Die Flanke des Spitze Steis grenzt östlich an die Ausbruchnische des Fisistockbergsturzes. Der Fisistockbergsturz mobilisierte vor 3200 Jahren rund 800 Millionen Kubikmeter Felsmaterial und lagerte dieses im Kandertal bis unterhalb Kandergrund ab, mit einer Auslaufdistanz von über 10 Kilometern. Zahlreiche weitere rezente Bergstürze rund um den Oeschinensee zeugen von der heiklen geologischen Disposition bezüglich Bergstürzen, bedingt durch die nach Nordwesten einfallenden Wechsellagerungen aus Tonen, Mergeln und Kalken der Doldenhorndecke.
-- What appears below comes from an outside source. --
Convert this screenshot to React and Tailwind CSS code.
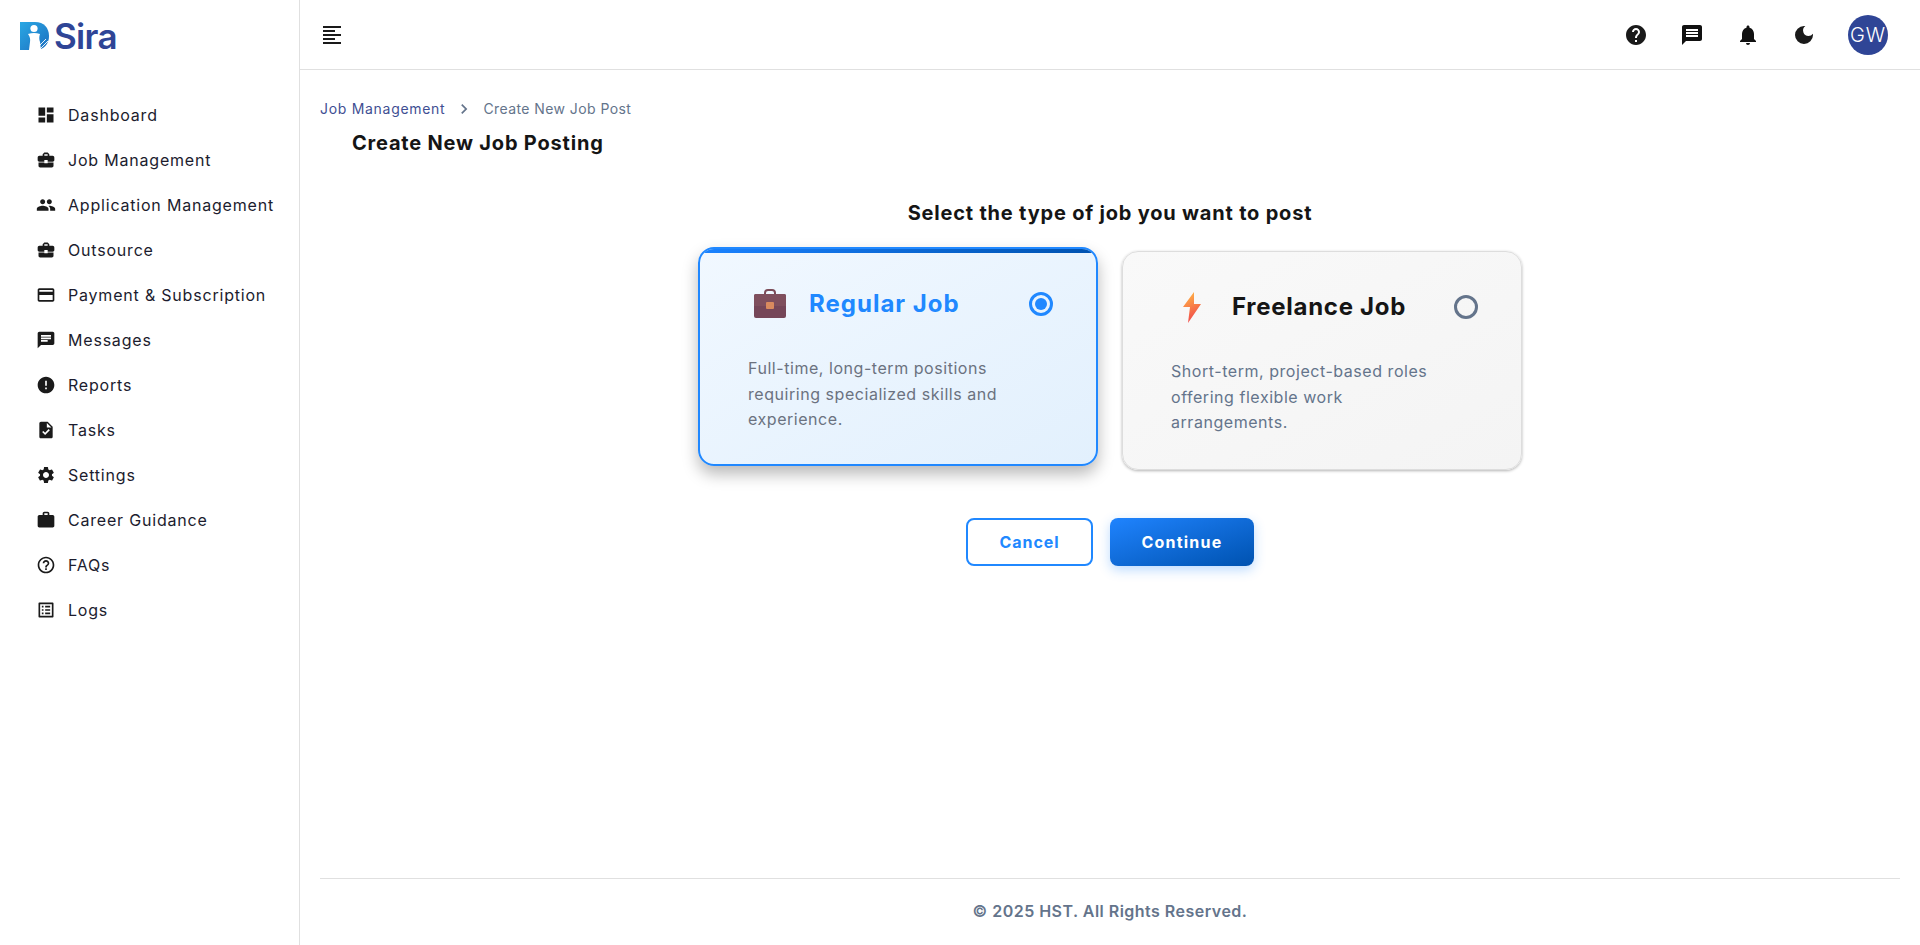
import React from 'react';
import {
  MdDashboard,
  MdBusinessCenter,
  MdPeople,
  MdCreditCard,
  MdChat,
  MdError,
  MdTask,
  MdSettings,
  MdWork,
  MdHelpOutline,
  MdListAlt,
  MdHelp,
  MdMessage,
  MdNotifications,
  MdDarkMode,
  MdFormatAlignLeft,
  MdChevronRight,
} from 'react-icons/md';

const menuItems = [
  { label: 'Dashboard', icon: MdDashboard },
  { label: 'Job Management', icon: MdBusinessCenter },
  { label: 'Application Management', icon: MdPeople },
  { label: 'Outsource', icon: MdBusinessCenter },
  { label: 'Payment & Subscription', icon: MdCreditCard },
  { label: 'Messages', icon: MdChat },
  { label: 'Reports', icon: MdError },
  { label: 'Tasks', icon: MdTask },
  { label: 'Settings', icon: MdSettings },
  { label: 'Career Guidance', icon: MdWork },
  { label: 'FAQs', icon: MdHelpOutline },
  { label: 'Logs', icon: MdListAlt },
];

const LogoMark = () => (
  <svg width="30" height="30" viewBox="0 0 30 30">
    <defs>
      <linearGradient id="logoFill" x1="0" y1="0" x2="1" y2="1">
        <stop offset="0" stopColor="#2aa8e4" />
        <stop offset="1" stopColor="#1c6fc0" />
      </linearGradient>
    </defs>
    <path d="M0 1h15c9 0 14 6 14 14 0 8-5 14-14 14H0z" fill="url(#logoFill)" />
    <circle cx="14" cy="7.5" r="3.6" fill="#fff" />
    <path d="M8 13c4-1.5 8-1.5 12 0-1 3-1 5 0 8l1 8H9l1-8c.5-3 0-5-2-8z" fill="#fff" />
    <path d="M20 28l8-8M23 29l6-6M19 25l7-7" stroke="#fff" strokeWidth="0.9" />
  </svg>
);

const Briefcase = () => (
  <svg width="34" height="30" viewBox="0 0 34 30">
    <path d="M12 7V4a3 3 0 0 1 3-3h4a3 3 0 0 1 3 3v3" fill="none" stroke="#7b4b58" strokeWidth="2" />
    <rect x="1" y="5" width="32" height="24" rx="2" fill="#754658" />
    <path d="M1 7a2 2 0 0 1 2-2h28a2 2 0 0 1 2 2v10H1z" fill="#7f4f5d" />
    <rect x="13" y="13" width="8" height="7" rx="1" fill="#d98a5e" />
  </svg>
);

const Bolt = () => (
  <svg width="18" height="31" viewBox="0 0 18 31">
    <defs>
      <linearGradient id="boltFill" x1="0.3" y1="0" x2="0.6" y2="1">
        <stop offset="0" stopColor="#ffb545" />
        <stop offset="1" stopColor="#f0424c" />
      </linearGradient>
    </defs>
    <path d="M11 0L0 15h7L5 31l13-19h-7z" fill="url(#boltFill)" />
  </svg>
);

const App = () => {
  return (
    <div className="flex h-screen bg-white font-['Inter',sans-serif] text-[#1a1a1a]">
      {/* Sidebar */}
      <aside className="w-[300px] shrink-0 border-r border-[#e0e0e0] flex flex-col">
        <div className="h-[92px] flex items-start pl-5 pt-[21px] gap-[4px]">
          <LogoMark />
          <span className="text-[35px] leading-[30px] font-semibold text-[#2f4596] tracking-[-0.02em]">Sira</span>
        </div>
        <nav className="flex flex-col">
          {menuItems.map(({ label, icon: Icon }) => (
            <div key={label} className="h-[45px] flex items-center pl-9 gap-3">
              <Icon size={20} className="text-[#1a1a1a]" />
              <span className="text-[16px] tracking-[0.05em] text-[#1c1c2e] whitespace-nowrap">{label}</span>
            </div>
          ))}
        </nav>
      </aside>

      {/* Main */}
      <div className="flex-1 flex flex-col min-w-0">
        <header className="h-[70px] shrink-0 border-b border-[#e0e0e0] flex items-center justify-between pl-5 pr-8">
          <MdFormatAlignLeft size={24} className="text-[#1a1a1a]" />
          <div className="flex items-center gap-8">
            <MdHelp size={24} className="text-[#1a1a1a]" />
            <MdMessage size={24} className="text-[#111]" />
            <MdNotifications size={24} className="text-[#111]" />
            <MdDarkMode size={24} className="text-[#1a1a1a]" />
            <div className="w-10 h-10 rounded-full bg-[#2f4596] text-white text-[20px] font-light tracking-[0.04em] flex items-center justify-center">GW</div>
          </div>
        </header>

        <main className="flex-1 flex flex-col px-5 min-h-0">
          <div className="flex items-center mt-[29px] text-[14px] leading-[20px] whitespace-nowrap">
            <span className="text-[#3f4f93] tracking-[0.05em]">Job Management</span>
            <MdChevronRight size={20} className="text-[#64748b] mx-[9px]" />
            <span className="text-[#64748b] tracking-[0.03em]">Create New Job Post</span>
          </div>
          <h1 className="ml-8 mt-[10px] text-[20px] leading-[28px] font-bold tracking-[0.04em] text-[#151515]">Create New Job Posting</h1>

          <h2 className="mt-[42px] text-center text-[20px] leading-[28px] font-bold tracking-[0.04em] text-[#151515]">Select the type of job you want to post</h2>

          <div className="flex justify-center gap-6 mt-[24px]">
            {/* Regular, selected */}
            <div className="relative overflow-hidden w-[400px] h-[219px] -translate-y-1 rounded-2xl border-2 border-[#2088ff] bg-gradient-to-br from-[#f1f8ff] to-[#e2f0fd] shadow-[0_8px_16px_rgba(0,0,0,0.28)] pl-[48px] pr-[43px] pt-[28px]">
              <div className="absolute left-0 right-0 top-0 h-[4px] bg-gradient-to-r from-[#1a82ff] to-[#0052b0]" />
              <div className="flex items-center h-[54px]">
                <div className="w-[61px] pl-[5px]"><Briefcase /></div>
                <span className="text-[24px] font-bold tracking-[0.042em] text-[#2088ff]">Regular Job</span>
                <div className="ml-auto w-6 h-6 rounded-full border-[3px] border-[#2088ff] flex items-center justify-center">
                  <div className="w-3 h-3 rounded-full bg-[#2088ff]" />
                </div>
              </div>
              <p className="mt-[25px] text-[16px] leading-[25.6px] tracking-[0.034em] text-[#6b7280] whitespace-nowrap">
                Full-time, long-term positions<br />requiring specialized skills and<br />experience.
              </p>
            </div>

            {/* Freelance */}
            <div className="w-[400px] h-[219px] rounded-2xl border border-[#dddddd] bg-gradient-to-br from-[#f9f9f9] to-[#f4f4f4] shadow-[0_1px_3px_rgba(0,0,0,0.3)] pl-[48px] pr-[43px] pt-[28px]">
              <div className="flex items-center h-[54px]">
                <div className="w-[61px] pl-[12px]"><Bolt /></div>
                <span className="text-[24px] font-bold tracking-[0.03em] text-[#151515]">Freelance Job</span>
                <div className="ml-auto w-6 h-6 rounded-full border-[3px] border-[#64748b]" />
              </div>
              <p className="mt-[25px] text-[16px] leading-[25.6px] tracking-[0.034em] text-[#64748b] whitespace-nowrap">
                Short-term, project-based roles<br />offering flexible work<br />arrangements.
              </p>
            </div>
          </div>

          <div className="flex justify-center gap-[17px] mt-[48px]">
            <button className="w-[127px] h-12 rounded-lg border-2 border-[#2088ff] bg-white text-[16px] font-bold tracking-[0.06em] text-[#2088ff]">Cancel</button>
            <button className="w-[144px] h-12 rounded-lg bg-gradient-to-br from-[#1f84ff] to-[#0052b0] text-[16px] font-bold tracking-[0.075em] text-white shadow-[0_4px_12px_rgba(32,136,255,0.3)]">Continue</button>
          </div>

          <footer className="mt-auto h-[67px] pb-[2px] border-t border-[#e0e0e0] flex items-center justify-center text-[16px] font-semibold tracking-[0.03em] text-[#64748b]">
            © 2025 HST. All Rights Reserved.
          </footer>
        </main>
      </div>
    </div>
  );
};

export default App;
Betroffene Bergflanke am Oeschinensee.

Übersichtskarte mit der Rutschung Spitze Stei (rot eingefärbte Fläche), dem Oeschinensee und dem Siedlungsgebiet von Kandersteg. Die Rutschung befindet sich zwischen 2'200 und gut 3'000 m ü. M. in einem Höhenbereich mit rasch degradierendem Permafrost. Die innerhalb der Rutschfläche gezeichneten farbigen Punkte dienen dem Vergleich mit den weiter unten gezeigten Animationen und Abbildungen. Die Koordinatenquadrate haben eine Seitenlänge von einem Kilometer. .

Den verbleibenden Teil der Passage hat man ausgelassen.